Después de presentar estos presupuestos generales, esta serie de artículos desarrollará su línea argumental bajo las siguientes ideas:

1. De 1810 a 1830 se dio un proceso que, mezclando separación de la Corona, búsqueda de nuevas soberanías y conflictos civiles prolongados, culminó en las independencias hispanoamericanas, la construcción de la nación y república modernas. Este proceso fue, en cada contexto, un fenómeno que vinculaba la forja de la comunidad nacional en tanto proceso sociocultural racionalizado (y racionalizador) y el desarrollo institucional e ideológico como fenómeno político.

2. Dicho proceso supuso una tensión no resuelta entre la necesidad de organización, estabilidad y orden y las demandas de igualdad, derechos y participación política, que contrapuso élites y masas, centros urbanos y periferias rurales o ciudades del interior, dilema al que se le ofrecieron respuestas desde las ideologías republicanas, liberales y conservadoras vigentes.
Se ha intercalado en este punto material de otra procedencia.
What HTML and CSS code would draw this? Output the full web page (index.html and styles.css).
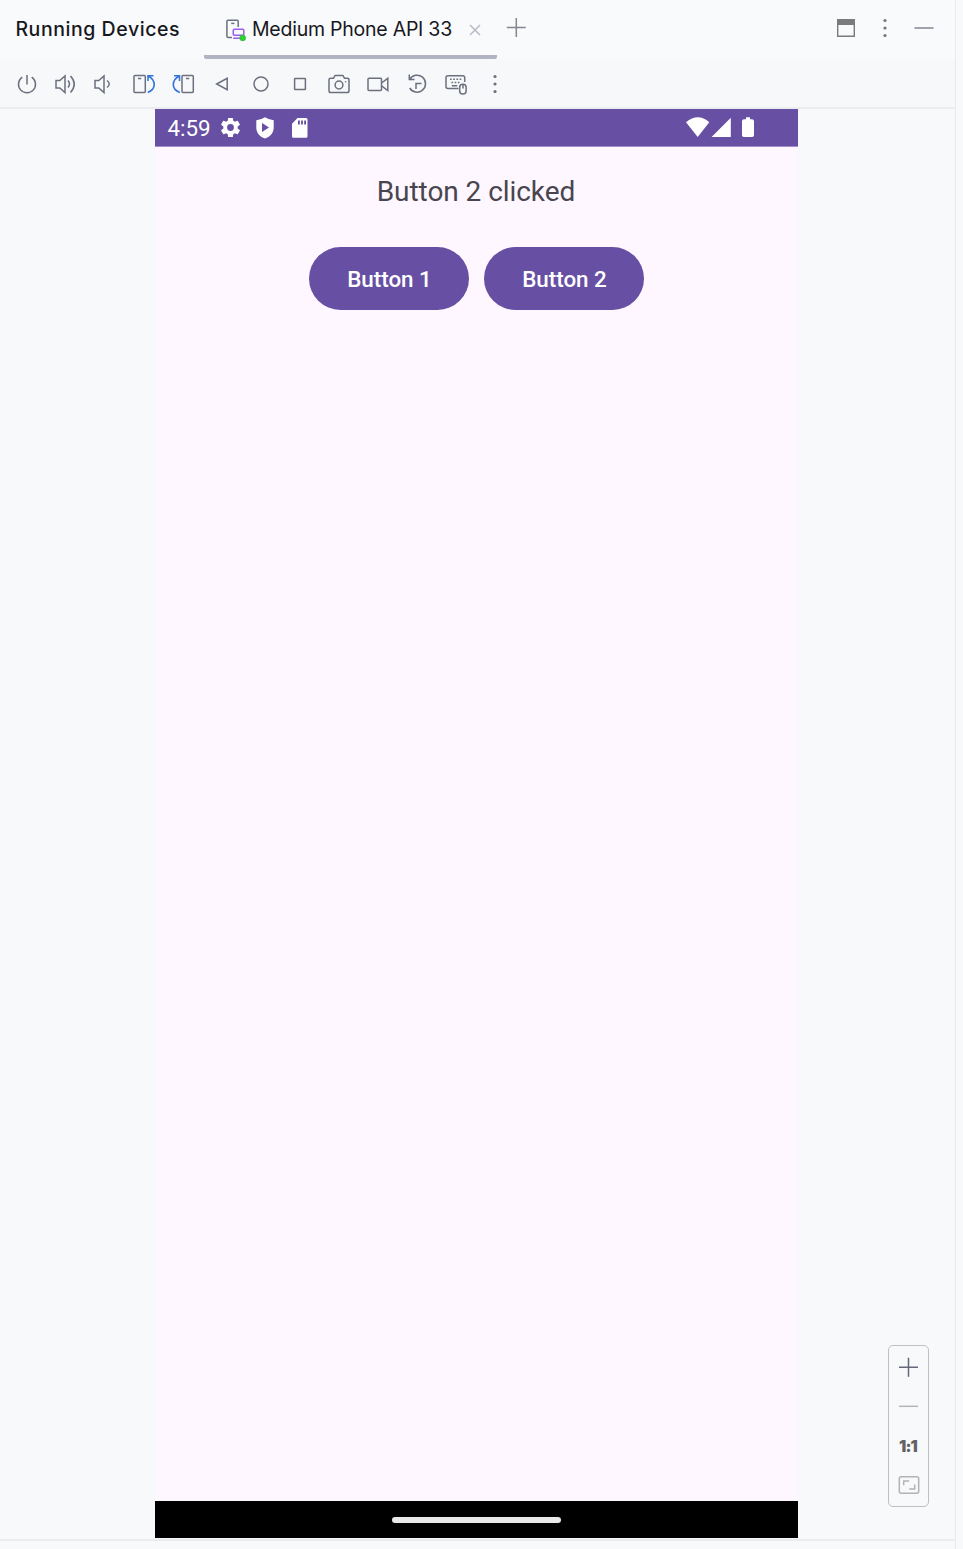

3. Entre éstas, el republicanismo, en toda su rica complejidad, devino el proyecto político hegemónico durante la primera mitad del siglo XIX, interactuando con (y nutriendo a) el ideario liberal temprano y las corrientes conservadoras, para abrir el cauce tanto a las políticas emancipadoras y ciudadanizadoras como iniciativas personalistas y homogeneizantes, cuya impronta marcaría el resto de la centuria en el continente.